### What to produce:
Wherever a line holds the word "html", copy that line out.

*** Collected material ***

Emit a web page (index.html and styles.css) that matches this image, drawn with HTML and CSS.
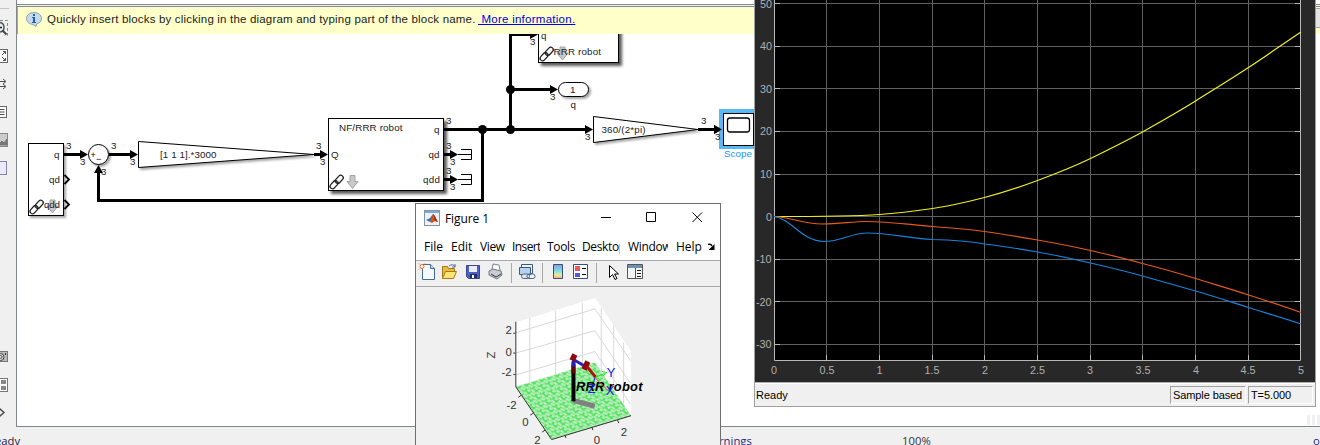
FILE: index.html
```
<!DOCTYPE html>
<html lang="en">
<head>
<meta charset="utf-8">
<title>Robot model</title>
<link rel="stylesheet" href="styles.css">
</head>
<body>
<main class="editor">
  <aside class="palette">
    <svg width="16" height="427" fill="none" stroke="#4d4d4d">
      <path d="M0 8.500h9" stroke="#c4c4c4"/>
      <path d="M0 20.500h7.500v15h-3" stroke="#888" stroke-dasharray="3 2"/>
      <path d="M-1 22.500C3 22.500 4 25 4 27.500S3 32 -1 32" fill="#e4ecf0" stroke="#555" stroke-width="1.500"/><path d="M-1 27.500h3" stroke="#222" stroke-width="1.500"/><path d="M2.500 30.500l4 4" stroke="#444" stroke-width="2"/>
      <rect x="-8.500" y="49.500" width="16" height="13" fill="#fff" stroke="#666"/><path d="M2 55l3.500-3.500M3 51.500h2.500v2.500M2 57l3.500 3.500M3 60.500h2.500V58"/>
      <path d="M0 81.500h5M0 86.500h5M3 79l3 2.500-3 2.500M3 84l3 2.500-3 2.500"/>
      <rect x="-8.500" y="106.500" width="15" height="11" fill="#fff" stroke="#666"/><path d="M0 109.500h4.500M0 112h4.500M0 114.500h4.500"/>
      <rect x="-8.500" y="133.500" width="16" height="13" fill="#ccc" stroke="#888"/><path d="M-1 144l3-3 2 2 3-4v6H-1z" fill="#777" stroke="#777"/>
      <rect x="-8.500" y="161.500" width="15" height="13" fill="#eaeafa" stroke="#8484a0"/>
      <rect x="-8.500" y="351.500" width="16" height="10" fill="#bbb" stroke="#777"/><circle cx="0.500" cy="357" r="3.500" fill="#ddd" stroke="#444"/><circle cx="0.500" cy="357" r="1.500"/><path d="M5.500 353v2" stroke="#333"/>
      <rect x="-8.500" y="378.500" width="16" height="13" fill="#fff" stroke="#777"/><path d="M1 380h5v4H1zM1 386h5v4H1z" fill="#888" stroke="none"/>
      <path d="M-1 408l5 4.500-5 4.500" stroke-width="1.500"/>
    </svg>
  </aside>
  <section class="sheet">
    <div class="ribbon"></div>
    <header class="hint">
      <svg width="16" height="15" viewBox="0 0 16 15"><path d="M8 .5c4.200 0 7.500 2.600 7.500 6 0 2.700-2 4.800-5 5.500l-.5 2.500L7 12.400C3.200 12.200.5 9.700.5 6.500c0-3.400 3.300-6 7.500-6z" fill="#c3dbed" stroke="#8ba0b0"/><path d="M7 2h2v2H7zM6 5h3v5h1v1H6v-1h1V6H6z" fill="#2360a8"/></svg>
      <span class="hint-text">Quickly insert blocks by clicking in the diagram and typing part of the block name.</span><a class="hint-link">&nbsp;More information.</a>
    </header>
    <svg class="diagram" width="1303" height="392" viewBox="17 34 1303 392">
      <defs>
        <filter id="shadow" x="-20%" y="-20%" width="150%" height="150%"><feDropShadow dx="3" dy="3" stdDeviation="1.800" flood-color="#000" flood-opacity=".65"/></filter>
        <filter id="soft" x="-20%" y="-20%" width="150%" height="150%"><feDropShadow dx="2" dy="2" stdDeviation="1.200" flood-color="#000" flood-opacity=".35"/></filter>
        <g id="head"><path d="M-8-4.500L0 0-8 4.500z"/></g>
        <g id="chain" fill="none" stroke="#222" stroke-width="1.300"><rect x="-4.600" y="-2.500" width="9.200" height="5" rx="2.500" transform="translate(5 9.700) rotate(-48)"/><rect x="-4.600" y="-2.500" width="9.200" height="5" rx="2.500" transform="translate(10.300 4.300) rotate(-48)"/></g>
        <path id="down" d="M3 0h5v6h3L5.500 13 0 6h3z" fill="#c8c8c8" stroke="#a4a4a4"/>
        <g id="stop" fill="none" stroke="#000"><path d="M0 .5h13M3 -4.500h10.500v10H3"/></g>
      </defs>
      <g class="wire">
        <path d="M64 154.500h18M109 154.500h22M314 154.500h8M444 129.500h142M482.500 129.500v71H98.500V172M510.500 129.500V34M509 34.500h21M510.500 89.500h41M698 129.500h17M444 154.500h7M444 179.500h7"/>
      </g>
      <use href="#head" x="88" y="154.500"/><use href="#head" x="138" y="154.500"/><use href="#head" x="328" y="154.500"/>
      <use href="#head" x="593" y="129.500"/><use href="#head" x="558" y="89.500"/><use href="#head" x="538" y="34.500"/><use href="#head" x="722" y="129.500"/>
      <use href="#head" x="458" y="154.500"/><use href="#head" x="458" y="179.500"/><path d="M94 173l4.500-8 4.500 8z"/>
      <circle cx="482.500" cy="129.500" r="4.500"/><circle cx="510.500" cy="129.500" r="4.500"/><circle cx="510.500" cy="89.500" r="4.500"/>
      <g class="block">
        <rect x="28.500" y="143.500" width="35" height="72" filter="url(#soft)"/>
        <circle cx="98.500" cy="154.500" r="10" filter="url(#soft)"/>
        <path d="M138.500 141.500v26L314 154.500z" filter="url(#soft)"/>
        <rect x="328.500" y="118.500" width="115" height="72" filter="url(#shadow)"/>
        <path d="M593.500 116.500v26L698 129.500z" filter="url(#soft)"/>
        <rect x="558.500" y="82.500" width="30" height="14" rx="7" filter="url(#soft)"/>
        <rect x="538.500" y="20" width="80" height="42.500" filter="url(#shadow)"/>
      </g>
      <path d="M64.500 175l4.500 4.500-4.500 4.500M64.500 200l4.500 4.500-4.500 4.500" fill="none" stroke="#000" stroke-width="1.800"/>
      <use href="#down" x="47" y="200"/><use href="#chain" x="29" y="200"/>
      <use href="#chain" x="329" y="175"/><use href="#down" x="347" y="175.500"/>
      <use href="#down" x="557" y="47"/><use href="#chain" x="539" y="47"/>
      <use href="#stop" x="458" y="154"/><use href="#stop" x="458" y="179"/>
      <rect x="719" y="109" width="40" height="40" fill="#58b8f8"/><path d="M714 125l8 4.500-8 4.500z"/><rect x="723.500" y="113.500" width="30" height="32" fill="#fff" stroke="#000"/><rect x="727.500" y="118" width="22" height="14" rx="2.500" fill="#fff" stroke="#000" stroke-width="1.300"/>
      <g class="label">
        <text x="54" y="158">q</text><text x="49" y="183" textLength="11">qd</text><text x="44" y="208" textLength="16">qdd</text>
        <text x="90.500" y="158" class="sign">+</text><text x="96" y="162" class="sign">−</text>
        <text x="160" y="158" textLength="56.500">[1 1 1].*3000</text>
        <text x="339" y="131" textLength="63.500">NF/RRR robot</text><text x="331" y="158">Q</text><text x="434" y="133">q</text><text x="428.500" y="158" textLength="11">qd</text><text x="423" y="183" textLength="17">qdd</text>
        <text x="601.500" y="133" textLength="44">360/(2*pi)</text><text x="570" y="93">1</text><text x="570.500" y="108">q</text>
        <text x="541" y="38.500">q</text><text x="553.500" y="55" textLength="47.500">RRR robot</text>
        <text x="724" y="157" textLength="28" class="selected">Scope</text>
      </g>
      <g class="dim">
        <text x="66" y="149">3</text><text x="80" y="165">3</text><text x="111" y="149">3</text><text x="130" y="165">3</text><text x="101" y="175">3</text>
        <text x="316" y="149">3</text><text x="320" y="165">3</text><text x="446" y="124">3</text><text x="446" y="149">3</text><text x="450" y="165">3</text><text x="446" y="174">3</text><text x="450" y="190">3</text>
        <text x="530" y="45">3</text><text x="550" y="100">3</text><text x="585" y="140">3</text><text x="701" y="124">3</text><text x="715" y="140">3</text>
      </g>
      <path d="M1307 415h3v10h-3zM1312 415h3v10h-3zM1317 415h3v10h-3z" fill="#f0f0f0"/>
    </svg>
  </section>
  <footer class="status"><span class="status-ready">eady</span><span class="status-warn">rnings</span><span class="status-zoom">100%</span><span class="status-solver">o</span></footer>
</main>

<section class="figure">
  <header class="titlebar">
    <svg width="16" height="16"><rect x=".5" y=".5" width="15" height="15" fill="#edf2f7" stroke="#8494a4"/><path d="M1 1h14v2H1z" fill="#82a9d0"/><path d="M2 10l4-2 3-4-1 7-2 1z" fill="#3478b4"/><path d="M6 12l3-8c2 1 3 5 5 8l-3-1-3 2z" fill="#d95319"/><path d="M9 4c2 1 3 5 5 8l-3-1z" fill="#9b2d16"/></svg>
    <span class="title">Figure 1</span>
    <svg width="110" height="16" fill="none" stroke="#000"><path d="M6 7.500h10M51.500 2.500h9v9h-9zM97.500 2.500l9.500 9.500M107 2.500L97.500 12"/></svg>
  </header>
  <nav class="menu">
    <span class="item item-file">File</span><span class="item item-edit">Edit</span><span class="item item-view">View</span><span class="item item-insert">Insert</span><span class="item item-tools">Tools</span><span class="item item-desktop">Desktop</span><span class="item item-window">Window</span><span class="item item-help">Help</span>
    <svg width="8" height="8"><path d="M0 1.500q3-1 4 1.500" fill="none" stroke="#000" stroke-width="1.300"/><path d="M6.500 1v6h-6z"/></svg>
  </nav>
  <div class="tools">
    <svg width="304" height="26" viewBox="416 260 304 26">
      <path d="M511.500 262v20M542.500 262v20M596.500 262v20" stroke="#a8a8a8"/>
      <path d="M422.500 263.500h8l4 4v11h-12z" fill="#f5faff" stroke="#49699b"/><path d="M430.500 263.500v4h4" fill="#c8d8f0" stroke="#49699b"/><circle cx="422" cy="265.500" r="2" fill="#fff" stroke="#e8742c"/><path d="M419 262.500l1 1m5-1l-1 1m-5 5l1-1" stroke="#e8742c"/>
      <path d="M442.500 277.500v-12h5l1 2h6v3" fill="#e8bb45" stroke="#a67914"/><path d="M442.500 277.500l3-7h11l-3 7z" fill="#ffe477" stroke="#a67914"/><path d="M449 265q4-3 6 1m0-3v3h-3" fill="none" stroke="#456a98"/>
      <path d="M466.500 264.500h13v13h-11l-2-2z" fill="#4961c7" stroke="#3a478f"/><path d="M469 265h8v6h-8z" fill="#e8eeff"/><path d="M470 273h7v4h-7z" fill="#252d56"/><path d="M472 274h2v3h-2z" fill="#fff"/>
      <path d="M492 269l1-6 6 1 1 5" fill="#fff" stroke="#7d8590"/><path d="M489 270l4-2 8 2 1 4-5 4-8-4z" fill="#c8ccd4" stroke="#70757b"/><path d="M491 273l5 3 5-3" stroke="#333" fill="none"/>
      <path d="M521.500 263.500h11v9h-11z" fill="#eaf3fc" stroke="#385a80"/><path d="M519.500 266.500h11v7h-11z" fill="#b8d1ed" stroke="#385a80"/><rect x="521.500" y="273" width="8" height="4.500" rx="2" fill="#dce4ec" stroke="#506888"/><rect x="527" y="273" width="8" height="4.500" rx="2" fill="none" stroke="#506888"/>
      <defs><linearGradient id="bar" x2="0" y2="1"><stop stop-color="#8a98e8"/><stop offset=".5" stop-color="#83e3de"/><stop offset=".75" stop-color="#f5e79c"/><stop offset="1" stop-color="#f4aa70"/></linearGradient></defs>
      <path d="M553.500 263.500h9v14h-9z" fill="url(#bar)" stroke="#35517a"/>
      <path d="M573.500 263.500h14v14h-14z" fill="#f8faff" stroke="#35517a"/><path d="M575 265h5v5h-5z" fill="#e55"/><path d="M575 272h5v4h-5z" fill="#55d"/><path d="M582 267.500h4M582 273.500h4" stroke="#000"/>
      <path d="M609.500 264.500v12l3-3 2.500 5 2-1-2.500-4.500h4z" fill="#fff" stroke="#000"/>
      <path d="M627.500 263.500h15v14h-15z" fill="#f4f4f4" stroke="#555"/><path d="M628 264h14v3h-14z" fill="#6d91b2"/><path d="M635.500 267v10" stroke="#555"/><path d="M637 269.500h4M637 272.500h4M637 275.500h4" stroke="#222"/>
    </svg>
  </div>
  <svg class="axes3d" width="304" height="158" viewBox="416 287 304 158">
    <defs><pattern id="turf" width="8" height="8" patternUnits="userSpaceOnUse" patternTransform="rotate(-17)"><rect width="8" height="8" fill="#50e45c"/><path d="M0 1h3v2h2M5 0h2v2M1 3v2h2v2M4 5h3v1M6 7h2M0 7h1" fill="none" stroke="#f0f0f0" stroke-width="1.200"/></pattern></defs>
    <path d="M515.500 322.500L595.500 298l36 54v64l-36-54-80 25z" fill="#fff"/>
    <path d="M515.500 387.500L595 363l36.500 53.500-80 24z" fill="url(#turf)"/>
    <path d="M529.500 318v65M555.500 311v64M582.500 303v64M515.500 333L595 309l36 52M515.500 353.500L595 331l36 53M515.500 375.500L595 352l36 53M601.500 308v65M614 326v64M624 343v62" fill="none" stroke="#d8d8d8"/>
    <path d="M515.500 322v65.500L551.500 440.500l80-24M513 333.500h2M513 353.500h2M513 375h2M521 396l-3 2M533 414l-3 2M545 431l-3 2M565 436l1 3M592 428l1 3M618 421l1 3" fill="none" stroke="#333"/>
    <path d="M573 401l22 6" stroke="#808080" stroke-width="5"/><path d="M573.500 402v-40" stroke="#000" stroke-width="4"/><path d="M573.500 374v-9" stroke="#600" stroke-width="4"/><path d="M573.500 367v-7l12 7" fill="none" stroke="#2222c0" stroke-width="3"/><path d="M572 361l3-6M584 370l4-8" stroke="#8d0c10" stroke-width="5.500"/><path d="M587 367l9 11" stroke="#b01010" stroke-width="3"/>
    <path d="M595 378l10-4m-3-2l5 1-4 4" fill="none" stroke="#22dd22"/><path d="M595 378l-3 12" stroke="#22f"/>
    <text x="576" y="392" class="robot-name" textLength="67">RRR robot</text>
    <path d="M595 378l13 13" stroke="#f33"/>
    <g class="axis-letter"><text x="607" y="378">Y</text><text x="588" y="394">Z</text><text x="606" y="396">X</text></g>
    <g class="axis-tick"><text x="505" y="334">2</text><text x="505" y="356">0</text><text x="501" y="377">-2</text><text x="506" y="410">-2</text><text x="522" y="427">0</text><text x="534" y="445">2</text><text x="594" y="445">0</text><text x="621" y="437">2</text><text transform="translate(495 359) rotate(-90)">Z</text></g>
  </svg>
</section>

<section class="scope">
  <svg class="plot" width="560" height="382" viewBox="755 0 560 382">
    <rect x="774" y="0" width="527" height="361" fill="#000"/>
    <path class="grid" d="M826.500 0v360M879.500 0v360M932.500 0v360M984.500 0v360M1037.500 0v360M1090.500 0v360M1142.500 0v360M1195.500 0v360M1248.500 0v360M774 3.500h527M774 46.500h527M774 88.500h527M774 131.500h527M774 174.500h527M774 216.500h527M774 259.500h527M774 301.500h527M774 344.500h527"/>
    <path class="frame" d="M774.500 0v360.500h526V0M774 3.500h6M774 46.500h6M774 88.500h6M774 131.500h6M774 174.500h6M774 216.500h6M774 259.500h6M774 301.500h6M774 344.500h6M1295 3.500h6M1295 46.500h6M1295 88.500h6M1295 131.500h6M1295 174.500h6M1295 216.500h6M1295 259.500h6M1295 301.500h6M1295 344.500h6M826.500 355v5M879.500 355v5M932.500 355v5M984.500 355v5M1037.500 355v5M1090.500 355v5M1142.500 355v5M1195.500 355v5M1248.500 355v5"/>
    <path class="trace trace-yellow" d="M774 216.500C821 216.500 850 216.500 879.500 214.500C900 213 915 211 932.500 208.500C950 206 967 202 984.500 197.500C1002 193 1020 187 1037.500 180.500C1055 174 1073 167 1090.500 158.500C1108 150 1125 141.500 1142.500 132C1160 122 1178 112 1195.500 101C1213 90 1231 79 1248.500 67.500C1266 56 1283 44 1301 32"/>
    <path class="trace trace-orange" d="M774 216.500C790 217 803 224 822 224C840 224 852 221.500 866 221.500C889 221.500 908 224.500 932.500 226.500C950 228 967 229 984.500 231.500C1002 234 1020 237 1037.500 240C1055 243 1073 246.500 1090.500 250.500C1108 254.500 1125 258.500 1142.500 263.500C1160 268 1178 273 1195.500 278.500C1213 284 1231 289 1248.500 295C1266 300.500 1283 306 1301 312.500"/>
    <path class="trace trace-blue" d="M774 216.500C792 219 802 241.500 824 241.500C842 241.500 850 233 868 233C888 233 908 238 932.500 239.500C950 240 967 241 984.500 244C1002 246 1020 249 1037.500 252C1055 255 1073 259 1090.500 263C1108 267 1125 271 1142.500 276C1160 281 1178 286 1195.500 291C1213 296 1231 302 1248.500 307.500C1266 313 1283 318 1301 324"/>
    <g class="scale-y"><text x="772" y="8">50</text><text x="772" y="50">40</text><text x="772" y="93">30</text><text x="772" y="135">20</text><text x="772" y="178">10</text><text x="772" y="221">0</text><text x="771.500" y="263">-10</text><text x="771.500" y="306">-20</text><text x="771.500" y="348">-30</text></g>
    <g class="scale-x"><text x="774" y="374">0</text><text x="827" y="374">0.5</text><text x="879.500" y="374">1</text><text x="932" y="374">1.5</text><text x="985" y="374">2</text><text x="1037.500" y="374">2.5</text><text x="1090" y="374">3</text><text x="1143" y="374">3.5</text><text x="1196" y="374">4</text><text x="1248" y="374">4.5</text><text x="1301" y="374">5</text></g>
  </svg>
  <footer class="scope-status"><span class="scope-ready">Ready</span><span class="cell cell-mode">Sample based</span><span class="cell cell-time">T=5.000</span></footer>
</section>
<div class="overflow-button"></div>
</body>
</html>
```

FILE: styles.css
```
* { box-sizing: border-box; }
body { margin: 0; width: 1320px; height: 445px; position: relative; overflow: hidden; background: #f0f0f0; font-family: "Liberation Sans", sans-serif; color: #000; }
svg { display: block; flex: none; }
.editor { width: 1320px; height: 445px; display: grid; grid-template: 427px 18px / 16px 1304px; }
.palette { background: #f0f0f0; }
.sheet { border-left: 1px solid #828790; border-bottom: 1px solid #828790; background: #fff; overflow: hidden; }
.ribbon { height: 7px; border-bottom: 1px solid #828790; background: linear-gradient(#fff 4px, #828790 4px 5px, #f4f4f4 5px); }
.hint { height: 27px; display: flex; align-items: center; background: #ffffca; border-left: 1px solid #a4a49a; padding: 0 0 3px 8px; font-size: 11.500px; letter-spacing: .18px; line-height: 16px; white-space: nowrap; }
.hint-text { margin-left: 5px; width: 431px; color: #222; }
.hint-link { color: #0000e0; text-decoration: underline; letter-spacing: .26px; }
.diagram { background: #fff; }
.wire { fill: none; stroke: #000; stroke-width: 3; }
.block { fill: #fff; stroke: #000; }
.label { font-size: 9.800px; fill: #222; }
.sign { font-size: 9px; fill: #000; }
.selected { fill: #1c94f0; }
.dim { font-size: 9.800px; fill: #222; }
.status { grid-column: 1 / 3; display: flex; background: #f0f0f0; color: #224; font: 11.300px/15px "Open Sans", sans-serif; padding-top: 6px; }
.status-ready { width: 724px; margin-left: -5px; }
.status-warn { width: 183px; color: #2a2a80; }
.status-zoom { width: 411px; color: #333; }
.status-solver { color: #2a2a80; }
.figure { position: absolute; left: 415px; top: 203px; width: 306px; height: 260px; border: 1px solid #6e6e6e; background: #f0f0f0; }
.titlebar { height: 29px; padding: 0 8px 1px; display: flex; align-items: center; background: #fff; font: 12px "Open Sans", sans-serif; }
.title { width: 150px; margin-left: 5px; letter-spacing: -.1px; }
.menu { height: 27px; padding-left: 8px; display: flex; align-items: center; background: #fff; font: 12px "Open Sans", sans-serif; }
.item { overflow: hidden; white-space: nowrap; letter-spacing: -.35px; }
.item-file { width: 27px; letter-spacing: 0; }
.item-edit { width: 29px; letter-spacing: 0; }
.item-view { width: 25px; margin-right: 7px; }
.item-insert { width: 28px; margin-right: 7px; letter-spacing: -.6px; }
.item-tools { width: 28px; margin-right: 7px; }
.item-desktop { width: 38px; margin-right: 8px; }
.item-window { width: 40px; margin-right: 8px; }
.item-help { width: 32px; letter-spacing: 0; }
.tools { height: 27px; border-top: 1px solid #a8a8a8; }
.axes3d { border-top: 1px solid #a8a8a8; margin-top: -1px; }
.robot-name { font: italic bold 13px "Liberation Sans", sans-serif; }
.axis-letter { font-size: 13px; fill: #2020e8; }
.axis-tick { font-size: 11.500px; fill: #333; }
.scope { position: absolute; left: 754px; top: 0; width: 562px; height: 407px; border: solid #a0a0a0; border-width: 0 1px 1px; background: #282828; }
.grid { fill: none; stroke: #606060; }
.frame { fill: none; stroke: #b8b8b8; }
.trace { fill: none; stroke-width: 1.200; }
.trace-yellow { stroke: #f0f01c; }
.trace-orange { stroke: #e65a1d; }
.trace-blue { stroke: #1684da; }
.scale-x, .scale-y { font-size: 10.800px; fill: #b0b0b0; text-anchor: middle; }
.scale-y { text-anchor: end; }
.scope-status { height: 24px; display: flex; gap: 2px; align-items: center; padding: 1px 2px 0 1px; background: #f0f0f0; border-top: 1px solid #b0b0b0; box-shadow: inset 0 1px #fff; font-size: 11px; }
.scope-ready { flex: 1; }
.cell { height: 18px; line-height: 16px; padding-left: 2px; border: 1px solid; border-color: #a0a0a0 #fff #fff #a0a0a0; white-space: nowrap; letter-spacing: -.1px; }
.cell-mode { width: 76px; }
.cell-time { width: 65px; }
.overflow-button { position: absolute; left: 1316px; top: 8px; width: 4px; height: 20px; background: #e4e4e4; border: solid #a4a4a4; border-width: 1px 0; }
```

***

### Worked answer:
Emit a web page (index.html and styles.css) that matches this image, drawn with HTML and CSS.
FILE: index.html
<!DOCTYPE html>
<html lang="en">
</html>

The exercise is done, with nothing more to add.